Data prep also means merging information from multiple silos — ERP, CRM, IoT sensors — and resolving conflicts between them. A logistics firm might track warehouses and trucks in separate systems with mismatched codes. Reconciling these into one dataset is tedious, but without it, AI pilots simply stall.
Where AI Projects Actually Get Unstuck: WebMagic’s Data Foundation Work
In most companies, AI doesn’t fail because the model is “not smart enough.” It fails because operational data is fragmented across ERP, CRM, WMS/TMS, e-commerce platforms, spreadsheets, and third-party tools — each with its own formats, identifiers, and definitions. The result is predictable: duplicates, mismatched records, gaps, and conflicting “sources of truth.”
WebMagic solves this layer — the one that determines whether AI can work at all. We help teams consolidate and synchronize operational data across systems, standardize key entities (customers, products, shipments, orders), and build reliable pipelines where information stays consistent over time — not just “cleaned once” for a pilot.
Typical problems we eliminate:
- inconsistent IDs and naming across systems (duplicates and mismatches)
- manual exports/imports that break reporting and forecasting
- data silos that block end-to-end visibility (inventory → orders → delivery)
- conflicts between systems (which record is correct?)
- lack of a stable, unified dataset needed for analytics, automation, and AI initiatives
- The payoff is practical: once data flows are unified and controlled, forecasting, routing optimization, anomaly detection, and operational automation stop being “promising demos” and start becoming working systems.
Data-Centric Solutions: A New Focus on Quality
Recognition of the data problem is increasing, and so are solutions. A movement called data-centric AI, championed by Andrew Ng, focuses on improving data quality rather than endlessly tweaking algorithms. The idea is simple: small, high-quality, consistently structured datasets with clear rules and definitions often outperform large but messy ones. Eliminating ambiguity, standardizing labels, and covering edge cases can dramatically improve model performance.
Ng notes that projects that once took 12 months can drop to one month after shifting to a data-centric approach. In one case, his team boosted a manufacturing vision model from 76% to over 93% accuracy in weeks by refining the dataset after algorithm changes failed. This is pushing companies to invest in data engineering, governance, and MLOps to manage data quality continuously.
Top performers in AI share a common pattern: they fixed their data first. Many high-profile wins — from predictive maintenance to AI-driven logistics — were possible only after unifying data across systems. One Middle Eastern energy company integrated data from 30+ systems to achieve $500M in savings and emissions cuts.
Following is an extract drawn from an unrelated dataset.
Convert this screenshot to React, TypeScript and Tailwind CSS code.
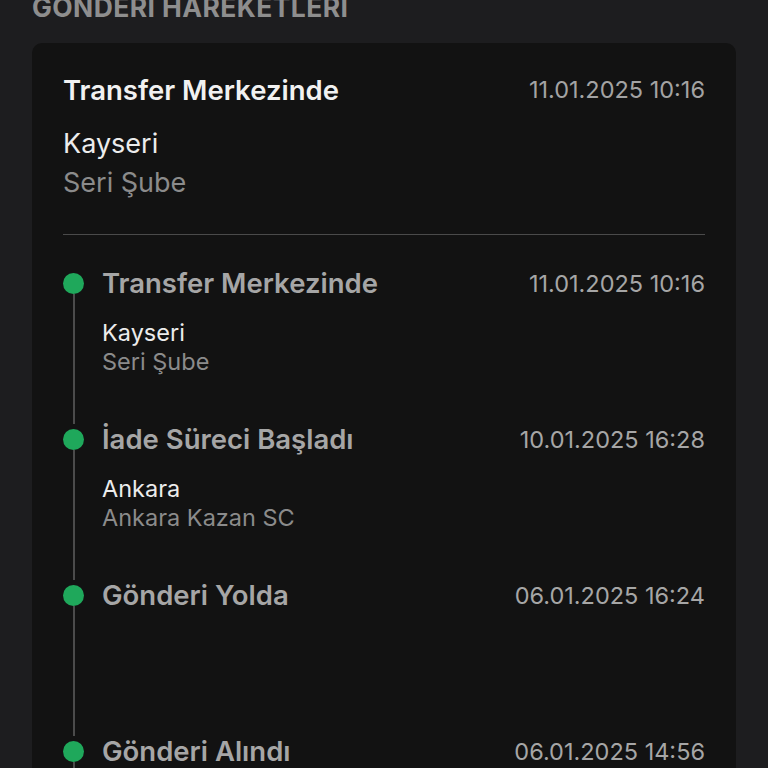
import React from "react";

type Item = { title: string; date: string; city?: string; branch?: string };

const items: Item[] = [
  { title: "Transfer Merkezinde", date: "11.01.2025 10:16", city: "Kayseri", branch: "Seri Şube" },
  { title: "İade Süreci Başladı", date: "10.01.2025 16:28", city: "Ankara", branch: "Ankara Kazan SC" },
  { title: "Gönderi Yolda", date: "06.01.2025 16:24" },
  { title: "Gönderi Alındı", date: "06.01.2025 14:56" },
];

export default function App() {
  return (
    <div
      className="h-[768px] w-[768px] overflow-hidden bg-[#1d1d1f]"
      style={{ fontFamily: "Inter, 'Noto Sans', sans-serif" }}
    >
      <div className="mt-[-10px] px-[32px] text-[26.5px] font-bold leading-[34px] tracking-[0.4px] text-[#8e8e8e]">
        GÖNDERİ HAREKETLERİ
      </div>
      <div className="mx-[32px] mt-[19px] rounded-t-[10px] bg-[#121212] px-[31px] pt-[30px]">
        <div className="flex items-center justify-between">
          <div className="text-[27.5px] font-semibold leading-[34px] text-[#f1f1f1]">Transfer Merkezinde</div>
          <div className="text-[23.5px] leading-[34px] text-[#a3a3a3]">11.01.2025 10:16</div>
        </div>
        <div className="mt-[17px] text-[27px] leading-[39px] text-[#ececec]">Kayseri</div>
        <div className="text-[27px] leading-[39px] text-[#8b8b8b]">Seri Şube</div>
        <div className="mt-[32px] h-[1px] bg-[#4a4a4a]" />
        <div className="pt-[33px]">
          {items.map((it, i) => (
            <div key={i} className="flex h-[156px]">
              <div className="flex w-[21px] flex-col items-center pt-[5px]">
                <div className="h-[21px] w-[21px] shrink-0 rounded-full bg-[#1fa85b]" />
                <div className="w-[2px] flex-1 bg-[#4b4b4b]" />
              </div>
              <div className="ml-[18px] flex-1">
                <div className="flex items-center justify-between">
                  <div className="text-[27.5px] font-semibold leading-[31px] text-[#a6a6a6]">{it.title}</div>
                  <div className="text-[23.5px] leading-[31px] text-[#a6a6a6]">{it.date}</div>
                </div>
                {it.city && (
                  <div className="mt-[19px]">
                    <div className="text-[23.5px] leading-[29px] text-[#ececec]">{it.city}</div>
                    <div className="text-[23.5px] leading-[29px] text-[#8b8b8b]">{it.branch}</div>
                  </div>
                )}
              </div>
            </div>
          ))}
        </div>
      </div>
    </div>
  );
}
The lesson: AI delivers value when connected to complete, clean data, not isolated fragments.
From Pain Point to Competitive Edge
For many organizations, improving data quality feels tedious, but the mindset is changing: data is increasingly seen as a strategic asset. Companies create data stewardship roles, build cross-department teams, and use automation to deduplicate or validate records. Others rely on external platforms that deliver “AI-ready” data.
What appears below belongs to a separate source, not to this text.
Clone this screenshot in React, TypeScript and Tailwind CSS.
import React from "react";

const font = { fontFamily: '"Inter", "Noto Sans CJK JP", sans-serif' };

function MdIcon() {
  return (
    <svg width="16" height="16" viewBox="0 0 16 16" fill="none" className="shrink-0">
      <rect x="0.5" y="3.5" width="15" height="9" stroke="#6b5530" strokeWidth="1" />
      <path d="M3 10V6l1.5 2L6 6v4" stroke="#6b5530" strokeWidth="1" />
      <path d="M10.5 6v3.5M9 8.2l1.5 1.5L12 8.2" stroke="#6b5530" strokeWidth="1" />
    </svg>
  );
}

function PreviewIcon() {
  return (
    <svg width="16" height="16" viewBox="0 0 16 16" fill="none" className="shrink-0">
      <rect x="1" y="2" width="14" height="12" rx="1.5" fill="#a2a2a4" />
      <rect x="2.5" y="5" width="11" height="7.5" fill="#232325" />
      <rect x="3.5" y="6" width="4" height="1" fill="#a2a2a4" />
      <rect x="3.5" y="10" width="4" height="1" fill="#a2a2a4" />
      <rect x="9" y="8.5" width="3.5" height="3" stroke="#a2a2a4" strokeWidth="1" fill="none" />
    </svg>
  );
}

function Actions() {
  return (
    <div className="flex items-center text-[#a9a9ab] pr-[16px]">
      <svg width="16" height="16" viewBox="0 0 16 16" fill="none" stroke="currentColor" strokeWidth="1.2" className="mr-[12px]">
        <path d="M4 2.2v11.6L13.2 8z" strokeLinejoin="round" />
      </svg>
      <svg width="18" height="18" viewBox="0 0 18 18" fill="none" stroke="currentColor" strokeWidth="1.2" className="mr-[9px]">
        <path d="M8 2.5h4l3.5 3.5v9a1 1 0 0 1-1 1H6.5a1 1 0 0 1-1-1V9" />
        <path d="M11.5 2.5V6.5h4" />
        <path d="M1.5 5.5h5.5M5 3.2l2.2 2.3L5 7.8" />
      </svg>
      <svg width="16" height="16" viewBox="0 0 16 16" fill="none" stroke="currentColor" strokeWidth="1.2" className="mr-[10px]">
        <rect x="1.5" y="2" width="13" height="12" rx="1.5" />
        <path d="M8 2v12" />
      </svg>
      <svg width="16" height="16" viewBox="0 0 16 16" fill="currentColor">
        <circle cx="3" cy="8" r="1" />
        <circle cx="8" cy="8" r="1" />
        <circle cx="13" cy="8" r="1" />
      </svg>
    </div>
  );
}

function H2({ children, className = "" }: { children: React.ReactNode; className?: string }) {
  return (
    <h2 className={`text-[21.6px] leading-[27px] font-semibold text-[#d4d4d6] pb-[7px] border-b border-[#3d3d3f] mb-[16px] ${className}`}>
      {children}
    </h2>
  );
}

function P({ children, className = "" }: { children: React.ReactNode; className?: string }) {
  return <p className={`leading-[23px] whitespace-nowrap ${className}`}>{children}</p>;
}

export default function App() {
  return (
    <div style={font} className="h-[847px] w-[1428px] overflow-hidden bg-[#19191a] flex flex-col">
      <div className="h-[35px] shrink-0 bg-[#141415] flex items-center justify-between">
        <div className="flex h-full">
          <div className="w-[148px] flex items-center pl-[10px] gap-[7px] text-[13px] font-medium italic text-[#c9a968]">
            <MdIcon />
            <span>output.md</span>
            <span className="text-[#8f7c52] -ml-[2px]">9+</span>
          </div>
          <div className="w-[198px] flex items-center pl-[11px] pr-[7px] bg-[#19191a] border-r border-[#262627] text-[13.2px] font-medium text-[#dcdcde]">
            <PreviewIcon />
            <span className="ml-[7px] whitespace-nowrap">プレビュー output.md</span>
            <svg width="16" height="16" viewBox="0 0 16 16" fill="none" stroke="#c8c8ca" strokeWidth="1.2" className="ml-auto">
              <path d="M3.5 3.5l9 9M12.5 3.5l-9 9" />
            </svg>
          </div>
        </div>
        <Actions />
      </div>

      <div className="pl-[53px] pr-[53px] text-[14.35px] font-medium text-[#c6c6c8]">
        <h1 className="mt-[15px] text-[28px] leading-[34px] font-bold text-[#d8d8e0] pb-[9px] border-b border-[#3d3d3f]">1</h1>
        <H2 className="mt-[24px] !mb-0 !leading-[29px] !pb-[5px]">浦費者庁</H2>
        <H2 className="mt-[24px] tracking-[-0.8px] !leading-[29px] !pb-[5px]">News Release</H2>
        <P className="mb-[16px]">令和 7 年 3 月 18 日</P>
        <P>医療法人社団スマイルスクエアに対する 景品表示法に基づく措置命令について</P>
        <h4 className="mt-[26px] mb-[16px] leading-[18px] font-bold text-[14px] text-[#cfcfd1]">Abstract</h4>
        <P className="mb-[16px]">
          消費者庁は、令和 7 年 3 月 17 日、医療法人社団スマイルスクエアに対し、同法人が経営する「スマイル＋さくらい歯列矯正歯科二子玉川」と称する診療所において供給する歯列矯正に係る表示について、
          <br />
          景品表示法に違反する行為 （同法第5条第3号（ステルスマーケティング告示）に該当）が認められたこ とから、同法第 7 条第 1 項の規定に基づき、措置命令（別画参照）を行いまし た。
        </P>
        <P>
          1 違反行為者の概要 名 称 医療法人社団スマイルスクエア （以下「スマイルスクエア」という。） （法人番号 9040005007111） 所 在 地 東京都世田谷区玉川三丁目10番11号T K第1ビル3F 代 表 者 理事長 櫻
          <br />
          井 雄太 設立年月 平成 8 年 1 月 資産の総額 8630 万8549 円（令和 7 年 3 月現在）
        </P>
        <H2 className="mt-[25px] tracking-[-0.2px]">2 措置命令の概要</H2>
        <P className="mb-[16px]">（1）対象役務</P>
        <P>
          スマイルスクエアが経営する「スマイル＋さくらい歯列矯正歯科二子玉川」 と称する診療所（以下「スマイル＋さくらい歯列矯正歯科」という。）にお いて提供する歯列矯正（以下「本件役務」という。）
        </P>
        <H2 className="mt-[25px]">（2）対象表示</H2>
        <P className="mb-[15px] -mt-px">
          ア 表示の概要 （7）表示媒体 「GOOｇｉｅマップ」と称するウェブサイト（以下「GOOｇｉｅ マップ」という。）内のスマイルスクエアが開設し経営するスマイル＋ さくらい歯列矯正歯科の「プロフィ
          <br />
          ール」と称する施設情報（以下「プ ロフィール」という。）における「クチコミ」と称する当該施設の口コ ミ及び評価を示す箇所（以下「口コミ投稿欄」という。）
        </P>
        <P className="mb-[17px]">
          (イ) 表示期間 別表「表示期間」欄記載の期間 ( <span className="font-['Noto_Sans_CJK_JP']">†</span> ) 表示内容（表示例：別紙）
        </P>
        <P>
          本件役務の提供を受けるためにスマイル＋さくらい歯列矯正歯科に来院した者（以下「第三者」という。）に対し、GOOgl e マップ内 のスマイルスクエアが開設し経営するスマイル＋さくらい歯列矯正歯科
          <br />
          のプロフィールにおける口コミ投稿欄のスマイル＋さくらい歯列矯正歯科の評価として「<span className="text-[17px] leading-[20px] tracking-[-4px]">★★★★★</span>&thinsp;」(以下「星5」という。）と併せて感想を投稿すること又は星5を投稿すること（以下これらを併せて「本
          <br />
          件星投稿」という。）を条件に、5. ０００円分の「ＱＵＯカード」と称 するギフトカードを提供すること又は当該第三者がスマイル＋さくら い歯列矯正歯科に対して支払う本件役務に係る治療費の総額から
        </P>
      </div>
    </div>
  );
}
A supply chain director notes his company spent six months cleaning data before AI forecasts finally worked — and that cleaned data became a competitive edge. Similar stories show that once data is unified, stalled AI projects begin to succeed.
WebMagic observes the same: most firms seek help after early AI failures rooted in fragmented or unclean data. Once the data is unified, the same initiatives take off. The challenge is real but solvable, even without large IT teams.
A growing ecosystem of tools lightens the load: cloud integrations, AI-assisted cleansing, and continuous data-sync systems standardize and monitor information. Automated pipelines validate incoming data and flag anomalies, creating a cycle where better data produces better AI — and better AI helps maintain data quality.
First Things First in the AI Era
As companies navigate the AI revolution, one lesson resounds: Don’t skip the first step. The excitement around artificial intelligence – whether to drive efficiency in logistics, personalize shopping experiences in e-commerce, or orchestrate smart factories in manufacturing – must be grounded in a frank assessment of data readiness. It may not be sexy to talk about cleaning databases, reconciling records, and standardizing systems of snippets of information, but that is the bedrock on which AI success is built. Ignoring it is like trying to run before learning to walk.
The businesses that thrive with AI will likely be those that invest time and resources into their data from the outset. They’ll be the ones who turn what others see as drudgery into a competitive differentiator. In the words of one data expert, AI isn’t an instant plug-and-play savior – it’s the apex of a pyramid whose base is good data.
The message is spreading. When 96% of data professionals warn that neglecting data quality could lead to “widespread crises”, it’s a call to action no CEO or tech leader can afford to ignore. The next time a boardroom enthusiastically green-lights an AI project, the next sentence should be: “Do we have our data in order?” If not, that’s where the real work begins. Clean, unified, well-governed data may not grab headlines, but it is the quiet catalyst behind every successful AI story – and the lack thereof, the silent spoiler of far too many.